**Dataset content:**
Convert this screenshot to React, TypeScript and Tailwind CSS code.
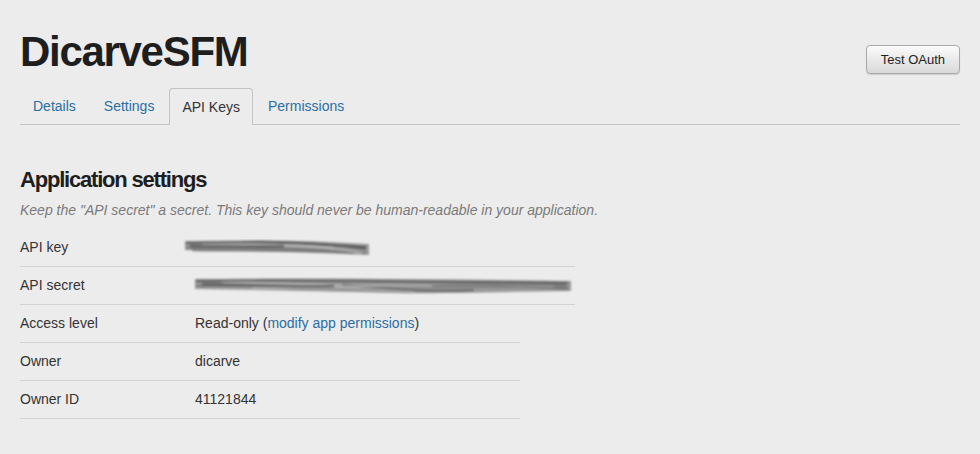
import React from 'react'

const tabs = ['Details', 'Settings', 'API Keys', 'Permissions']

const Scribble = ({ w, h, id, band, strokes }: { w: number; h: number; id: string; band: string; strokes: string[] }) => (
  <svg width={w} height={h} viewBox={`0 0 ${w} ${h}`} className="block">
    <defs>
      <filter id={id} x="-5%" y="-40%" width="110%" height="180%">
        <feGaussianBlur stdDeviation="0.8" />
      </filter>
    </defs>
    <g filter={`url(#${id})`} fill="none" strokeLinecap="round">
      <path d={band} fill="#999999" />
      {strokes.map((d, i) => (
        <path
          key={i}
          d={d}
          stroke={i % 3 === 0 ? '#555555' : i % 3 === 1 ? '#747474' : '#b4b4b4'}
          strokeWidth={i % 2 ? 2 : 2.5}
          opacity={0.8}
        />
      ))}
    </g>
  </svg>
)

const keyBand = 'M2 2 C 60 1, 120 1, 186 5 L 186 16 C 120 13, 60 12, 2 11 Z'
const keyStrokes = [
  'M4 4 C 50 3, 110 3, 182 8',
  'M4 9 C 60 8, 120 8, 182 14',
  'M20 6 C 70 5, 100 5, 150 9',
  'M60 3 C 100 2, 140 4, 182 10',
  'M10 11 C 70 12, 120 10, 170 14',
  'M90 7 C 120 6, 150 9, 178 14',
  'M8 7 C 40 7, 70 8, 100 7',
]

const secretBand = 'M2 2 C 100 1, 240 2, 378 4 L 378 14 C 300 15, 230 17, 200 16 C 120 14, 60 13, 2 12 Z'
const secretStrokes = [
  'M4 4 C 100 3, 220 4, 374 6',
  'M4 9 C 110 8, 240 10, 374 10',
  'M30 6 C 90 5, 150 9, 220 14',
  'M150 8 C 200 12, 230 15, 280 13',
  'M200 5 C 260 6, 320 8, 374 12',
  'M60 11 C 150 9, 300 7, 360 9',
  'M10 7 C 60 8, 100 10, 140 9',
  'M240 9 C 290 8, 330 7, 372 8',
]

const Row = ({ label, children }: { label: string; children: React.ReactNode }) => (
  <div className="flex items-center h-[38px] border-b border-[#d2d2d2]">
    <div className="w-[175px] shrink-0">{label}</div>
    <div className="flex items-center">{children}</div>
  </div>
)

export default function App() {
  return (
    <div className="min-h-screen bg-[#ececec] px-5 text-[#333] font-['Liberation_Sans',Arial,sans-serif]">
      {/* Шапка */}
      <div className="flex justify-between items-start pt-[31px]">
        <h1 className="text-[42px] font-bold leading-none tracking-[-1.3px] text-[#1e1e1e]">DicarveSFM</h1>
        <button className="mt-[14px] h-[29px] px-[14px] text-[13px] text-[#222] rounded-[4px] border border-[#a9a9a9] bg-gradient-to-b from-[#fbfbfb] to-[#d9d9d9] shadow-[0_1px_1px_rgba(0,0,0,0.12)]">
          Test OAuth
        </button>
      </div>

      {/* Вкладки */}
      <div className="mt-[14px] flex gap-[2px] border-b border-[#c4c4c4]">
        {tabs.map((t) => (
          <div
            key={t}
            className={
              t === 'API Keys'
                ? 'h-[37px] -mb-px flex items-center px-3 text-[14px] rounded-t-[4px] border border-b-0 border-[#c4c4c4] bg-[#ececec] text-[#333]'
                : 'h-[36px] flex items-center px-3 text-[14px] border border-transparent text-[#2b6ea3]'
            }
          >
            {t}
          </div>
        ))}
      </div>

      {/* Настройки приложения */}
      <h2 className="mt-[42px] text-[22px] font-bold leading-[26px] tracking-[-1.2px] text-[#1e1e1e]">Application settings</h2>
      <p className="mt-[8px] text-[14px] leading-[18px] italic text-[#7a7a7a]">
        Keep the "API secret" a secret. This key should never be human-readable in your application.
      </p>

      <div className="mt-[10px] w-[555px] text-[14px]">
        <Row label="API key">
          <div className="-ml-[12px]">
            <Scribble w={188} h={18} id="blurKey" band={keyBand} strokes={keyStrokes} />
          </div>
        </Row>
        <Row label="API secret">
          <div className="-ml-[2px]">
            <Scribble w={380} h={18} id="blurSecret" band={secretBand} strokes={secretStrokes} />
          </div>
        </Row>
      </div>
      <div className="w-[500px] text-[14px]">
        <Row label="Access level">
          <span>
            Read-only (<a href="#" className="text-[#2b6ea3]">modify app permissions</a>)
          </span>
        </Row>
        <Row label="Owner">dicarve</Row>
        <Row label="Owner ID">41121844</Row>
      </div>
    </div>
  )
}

**Stated task:** Quote the listing above in full, except for the pictures.

**Exercise response:**
Convert this screenshot to React, TypeScript and Tailwind CSS code.
import React from 'react'

const tabs = ['Details', 'Settings', 'API Keys', 'Permissions']

const Scribble = ({ w, h, id, band, strokes }: { w: number; h: number; id: string; band: string; strokes: string[] }) => (
  <svg width={w} height={h} viewBox={`0 0 ${w} ${h}`} className="block">
    <defs>
      <filter id={id} x="-5%" y="-40%" width="110%" height="180%">
        <feGaussianBlur stdDeviation="0.8" />
      </filter>
    </defs>
    <g filter={`url(#${id})`} fill="none" strokeLinecap="round">
      <path d={band} fill="#999999" />
      {strokes.map((d, i) => (
        <path
          key={i}
          d={d}
          stroke={i % 3 === 0 ? '#555555' : i % 3 === 1 ? '#747474' : '#b4b4b4'}
          strokeWidth={i % 2 ? 2 : 2.5}
          opacity={0.8}
        />
      ))}
    </g>
  </svg>
)

const keyBand = 'M2 2 C 60 1, 120 1, 186 5 L 186 16 C 120 13, 60 12, 2 11 Z'
const keyStrokes = [
  'M4 4 C 50 3, 110 3, 182 8',
  'M4 9 C 60 8, 120 8, 182 14',
  'M20 6 C 70 5, 100 5, 150 9',
  'M60 3 C 100 2, 140 4, 182 10',
  'M10 11 C 70 12, 120 10, 170 14',
  'M90 7 C 120 6, 150 9, 178 14',
  'M8 7 C 40 7, 70 8, 100 7',
]

const secretBand = 'M2 2 C 100 1, 240 2, 378 4 L 378 14 C 300 15, 230 17, 200 16 C 120 14, 60 13, 2 12 Z'
const secretStrokes = [
  'M4 4 C 100 3, 220 4, 374 6',
  'M4 9 C 110 8, 240 10, 374 10',
  'M30 6 C 90 5, 150 9, 220 14',
  'M150 8 C 200 12, 230 15, 280 13',
  'M200 5 C 260 6, 320 8, 374 12',
  'M60 11 C 150 9, 300 7, 360 9',
  'M10 7 C 60 8, 100 10, 140 9',
  'M240 9 C 290 8, 330 7, 372 8',
]

const Row = ({ label, children }: { label: string; children: React.ReactNode }) => (
  <div className="flex items-center h-[38px] border-b border-[#d2d2d2]">
    <div className="w-[175px] shrink-0">{label}</div>
    <div className="flex items-center">{children}</div>
  </div>
)

export default function App() {
  return (
    <div className="min-h-screen bg-[#ececec] px-5 text-[#333] font-['Liberation_Sans',Arial,sans-serif]">
      {/* Шапка */}
      <div className="flex justify-between items-start pt-[31px]">
        <h1 className="text-[42px] font-bold leading-none tracking-[-1.3px] text-[#1e1e1e]">DicarveSFM</h1>
        <button className="mt-[14px] h-[29px] px-[14px] text-[13px] text-[#222] rounded-[4px] border border-[#a9a9a9] bg-gradient-to-b from-[#fbfbfb] to-[#d9d9d9] shadow-[0_1px_1px_rgba(0,0,0,0.12)]">
          Test OAuth
        </button>
      </div>

      {/* Вкладки */}
      <div className="mt-[14px] flex gap-[2px] border-b border-[#c4c4c4]">
        {tabs.map((t) => (
          <div
            key={t}
            className={
              t === 'API Keys'
                ? 'h-[37px] -mb-px flex items-center px-3 text-[14px] rounded-t-[4px] border border-b-0 border-[#c4c4c4] bg-[#ececec] text-[#333]'
                : 'h-[36px] flex items-center px-3 text-[14px] border border-transparent text-[#2b6ea3]'
            }
          >
            {t}
          </div>
        ))}
      </div>

      {/* Настройки приложения */}
      <h2 className="mt-[42px] text-[22px] font-bold leading-[26px] tracking-[-1.2px] text-[#1e1e1e]">Application settings</h2>
      <p className="mt-[8px] text-[14px] leading-[18px] italic text-[#7a7a7a]">
        Keep the "API secret" a secret. This key should never be human-readable in your application.
      </p>

      <div className="mt-[10px] w-[555px] text-[14px]">
        <Row label="API key">
          <div className="-ml-[12px]">
            <Scribble w={188} h={18} id="blurKey" band={keyBand} strokes={keyStrokes} />
          </div>
        </Row>
        <Row label="API secret">
          <div className="-ml-[2px]">
            <Scribble w={380} h={18} id="blurSecret" band={secretBand} strokes={secretStrokes} />
          </div>
        </Row>
      </div>
      <div className="w-[500px] text-[14px]">
        <Row label="Access level">
          <span>
            Read-only (<a href="#" className="text-[#2b6ea3]">modify app permissions</a>)
          </span>
        </Row>
        <Row label="Owner">dicarve</Row>
        <Row label="Owner ID">41121844</Row>
      </div>
    </div>
  )
}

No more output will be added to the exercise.